### Task to carry out
Without the pictures, return all of the material exactly as written.

>> START Provided data

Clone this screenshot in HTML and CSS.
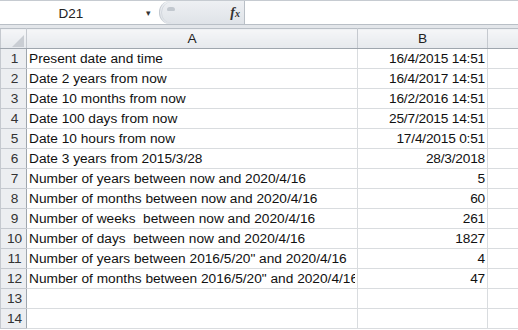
FILE: index.html
```html
<!DOCTYPE html>
<html lang="en">
<head>
    <meta charset="UTF-8">
    <title>Date calculations</title>
    <link rel="stylesheet" href="styles.css">
</head>
<body>
    <div class="formula-bar">
        <div class="name-box">
            <span class="cell-ref">D21</span>
            <span class="drop">&#9662;</span>
        </div>
        <div class="fx-area">
            <div class="pill"><span class="knob"></span></div>
            <span class="fx"><i>f</i><small>x</small></span>
        </div>
        <div class="formula-input"></div>
    </div>
    <div class="bar-gap"></div>
    <table class="sheet">
        <colgroup>
            <col class="col-head">
            <col class="col-a">
            <col class="col-b">
            <col>
        </colgroup>
        <thead>
            <tr>
                <th class="corner">
                    <svg width="12" height="12" viewBox="0 0 12 12"><path d="M12 0 L12 12 L0 12 Z" fill="#c9cdd3"/></svg>
                </th>
                <th>A</th>
                <th>B</th>
                <th></th>
            </tr>
        </thead>
        <tbody id="rows"></tbody>
    </table>

    <script>
        const rows = [
            ['Present date and time', '16/4/2015 14:51'],
            ['Date 2 years from now', '16/4/2017 14:51'],
            ['Date 10 months from now', '16/2/2016 14:51'],
            ['Date 100 days from now', '25/7/2015 14:51'],
            ['Date 10 hours from now', '17/4/2015 0:51'],
            ['Date 3 years from 2015/3/28', '28/3/2018'],
            ['Number of years between now and 2020/4/16', '5'],
            ['Number of months between now and 2020/4/16', '60'],
            ['Number of weeks  between now and 2020/4/16', '261'],
            ['Number of days  between now and 2020/4/16', '1827'],
            ['Number of years between 2016/5/20" and 2020/4/16', '4'],
            ['Number of months between 2016/5/20" and 2020/4/16', '47'],
            ['', ''],
            ['', '']
        ];

        const body = document.getElementById('rows');
        rows.forEach((row, index) => {
            const tr = document.createElement('tr');
            tr.innerHTML = `
                <th>${index + 1}</th>
                <td class="text"><div class="clip">${row[0].replace(/  /g, ' &nbsp;')}</div></td>
                <td class="num">${row[1]}</td>
                <td></td>`;
            body.appendChild(tr);
        });
    </script>
</body>
</html>
```

FILE: styles.css
```css
* {
    margin: 0;
    padding: 0;
    box-sizing: border-box;
}
body {
    background-color: #ffffff;
    font-family: 'Liberation Sans', Arial, sans-serif;
    width: 518px;
    height: 330px;
    overflow: hidden;
}
.formula-bar {
    display: flex;
    height: 25px;
    border-top: 1px solid #c6cbd1;
    border-bottom: 1px solid #b9bfc6;
    background-color: #ffffff;
}
.name-box {
    width: 159px;
    display: flex;
    align-items: center;
    font-size: 13.5px;
    color: #222;
}
.cell-ref {
    width: 140px;
    text-align: center;
    padding-left: 2px;
    padding-top: 1px;
}
.drop {
    font-size: 9px;
    color: #333;
    margin-left: 6px;
    margin-top: 1px;
}
.fx-area {
    width: 86px;
    display: flex;
    align-items: center;
    background: linear-gradient(#eef0f3, #dfe3e8);
    border-left: 1px solid #c3c9d0;
    border-right: 1px solid #b9bfc6;
    border-radius: 11px 0 0 11px;
}
.pill {
    width: 22px;
    height: 21px;
    margin-left: 1px;
    border-radius: 11px 0 0 11px;
    border-left: 1px solid #d2d7dd;
    display: flex;
    align-items: flex-start;
    padding: 5px 0 0 5px;
}
.knob {
    width: 8px;
    height: 4px;
    border-radius: 4px 4px 2px 2px;
    background-color: #c2c8cf;
}
.fx {
    margin-left: auto;
    margin-right: 4px;
    font-family: 'Liberation Serif', 'Times New Roman', serif;
    font-weight: bold;
    color: #333;
    font-size: 14px;
}
.fx small {
    font-size: 10px;
    font-style: italic;
}
.formula-input {
    flex: 1;
    background-color: #ffffff;
}
.bar-gap {
    height: 3px;
    background-color: #e3e6ea;
}
.sheet {
    border-collapse: collapse;
    table-layout: fixed;
    width: 540px;
    font-size: 13.7px;
    color: #111;
}
.col-head {
    width: 26px;
}
.col-a {
    width: 331px;
}
.col-b {
    width: 130px;
}
.sheet th {
    font-weight: normal;
    background: linear-gradient(#f5f6f8, #e6e9ed);
    border: 1px solid #c5c9cf;
    color: #222;
    height: 20px;
}
.sheet thead th {
    border-top: 1px solid #b9bfc6;
    border-bottom: 1px solid #9fa6ae;
}
.sheet tbody th {
    text-align: center;
    color: #333;
    background: #eceef1;
    border-right: 1px solid #9fa6ae;
    padding-left: 2px;
}
.corner {
    text-align: right;
    vertical-align: bottom;
    padding: 0 2px 1px 0;
}
.corner svg {
    display: block;
    margin-left: auto;
}
.sheet td {
    border: 1px solid #d9dcdf;
    height: 20px;
    padding: 0 2px;
    white-space: nowrap;
}
.clip {
    overflow: hidden;
    white-space: nowrap;
}
.num {
    text-align: right;
    letter-spacing: -0.2px;
}
```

>> END Provided data

### Worked solution
Clone this screenshot in HTML and CSS.
FILE: index.html
```html
<!DOCTYPE html>
<html lang="en">
<head>
    <meta charset="UTF-8">
    <title>Date calculations</title>
    <link rel="stylesheet" href="styles.css">
</head>
<body>
    <div class="formula-bar">
        <div class="name-box">
            <span class="cell-ref">D21</span>
            <span class="drop">&#9662;</span>
        </div>
        <div class="fx-area">
            <div class="pill"><span class="knob"></span></div>
            <span class="fx"><i>f</i><small>x</small></span>
        </div>
        <div class="formula-input"></div>
    </div>
    <div class="bar-gap"></div>
    <table class="sheet">
        <colgroup>
            <col class="col-head">
            <col class="col-a">
            <col class="col-b">
            <col>
        </colgroup>
        <thead>
            <tr>
                <th class="corner">
                    <svg width="12" height="12" viewBox="0 0 12 12"><path d="M12 0 L12 12 L0 12 Z" fill="#c9cdd3"/></svg>
                </th>
                <th>A</th>
                <th>B</th>
                <th></th>
            </tr>
        </thead>
        <tbody id="rows"></tbody>
    </table>

    <script>
        const rows = [
            ['Present date and time', '16/4/2015 14:51'],
            ['Date 2 years from now', '16/4/2017 14:51'],
            ['Date 10 months from now', '16/2/2016 14:51'],
            ['Date 100 days from now', '25/7/2015 14:51'],
            ['Date 10 hours from now', '17/4/2015 0:51'],
            ['Date 3 years from 2015/3/28', '28/3/2018'],
            ['Number of years between now and 2020/4/16', '5'],
            ['Number of months between now and 2020/4/16', '60'],
            ['Number of weeks  between now and 2020/4/16', '261'],
            ['Number of days  between now and 2020/4/16', '1827'],
            ['Number of years between 2016/5/20" and 2020/4/16', '4'],
            ['Number of months between 2016/5/20" and 2020/4/16', '47'],
            ['', ''],
            ['', '']
        ];

        const body = document.getElementById('rows');
        rows.forEach((row, index) => {
            const tr = document.createElement('tr');
            tr.innerHTML = `
                <th>${index + 1}</th>
                <td class="text"><div class="clip">${row[0].replace(/  /g, ' &nbsp;')}</div></td>
                <td class="num">${row[1]}</td>
                <td></td>`;
            body.appendChild(tr);
        });
    </script>
</body>
</html>
```

FILE: styles.css
```css
* {
    margin: 0;
    padding: 0;
    box-sizing: border-box;
}
body {
    background-color: #ffffff;
    font-family: 'Liberation Sans', Arial, sans-serif;
    width: 518px;
    height: 330px;
    overflow: hidden;
}
.formula-bar {
    display: flex;
    height: 25px;
    border-top: 1px solid #c6cbd1;
    border-bottom: 1px solid #b9bfc6;
    background-color: #ffffff;
}
.name-box {
    width: 159px;
    display: flex;
    align-items: center;
    font-size: 13.5px;
    color: #222;
}
.cell-ref {
    width: 140px;
    text-align: center;
    padding-left: 2px;
    padding-top: 1px;
}
.drop {
    font-size: 9px;
    color: #333;
    margin-left: 6px;
    margin-top: 1px;
}
.fx-area {
    width: 86px;
    display: flex;
    align-items: center;
    background: linear-gradient(#eef0f3, #dfe3e8);
    border-left: 1px solid #c3c9d0;
    border-right: 1px solid #b9bfc6;
    border-radius: 11px 0 0 11px;
}
.pill {
    width: 22px;
    height: 21px;
    margin-left: 1px;
    border-radius: 11px 0 0 11px;
    border-left: 1px solid #d2d7dd;
    display: flex;
    align-items: flex-start;
    padding: 5px 0 0 5px;
}
.knob {
    width: 8px;
    height: 4px;
    border-radius: 4px 4px 2px 2px;
    background-color: #c2c8cf;
}
.fx {
    margin-left: auto;
    margin-right: 4px;
    font-family: 'Liberation Serif', 'Times New Roman', serif;
    font-weight: bold;
    color: #333;
    font-size: 14px;
}
.fx small {
    font-size: 10px;
    font-style: italic;
}
.formula-input {
    flex: 1;
    background-color: #ffffff;
}
.bar-gap {
    height: 3px;
    background-color: #e3e6ea;
}
.sheet {
    border-collapse: collapse;
    table-layout: fixed;
    width: 540px;
    font-size: 13.7px;
    color: #111;
}
.col-head {
    width: 26px;
}
.col-a {
    width: 331px;
}
.col-b {
    width: 130px;
}
.sheet th {
    font-weight: normal;
    background: linear-gradient(#f5f6f8, #e6e9ed);
    border: 1px solid #c5c9cf;
    color: #222;
    height: 20px;
}
.sheet thead th {
    border-top: 1px solid #b9bfc6;
    border-bottom: 1px solid #9fa6ae;
}
.sheet tbody th {
    text-align: center;
    color: #333;
    background: #eceef1;
    border-right: 1px solid #9fa6ae;
    padding-left: 2px;
}
.corner {
    text-align: right;
    vertical-align: bottom;
    padding: 0 2px 1px 0;
}
.corner svg {
    display: block;
    margin-left: auto;
}
.sheet td {
    border: 1px solid #d9dcdf;
    height: 20px;
    padding: 0 2px;
    white-space: nowrap;
}
.clip {
    overflow: hidden;
    white-space: nowrap;
}
.num {
    text-align: right;
    letter-spacing: -0.2px;
}
```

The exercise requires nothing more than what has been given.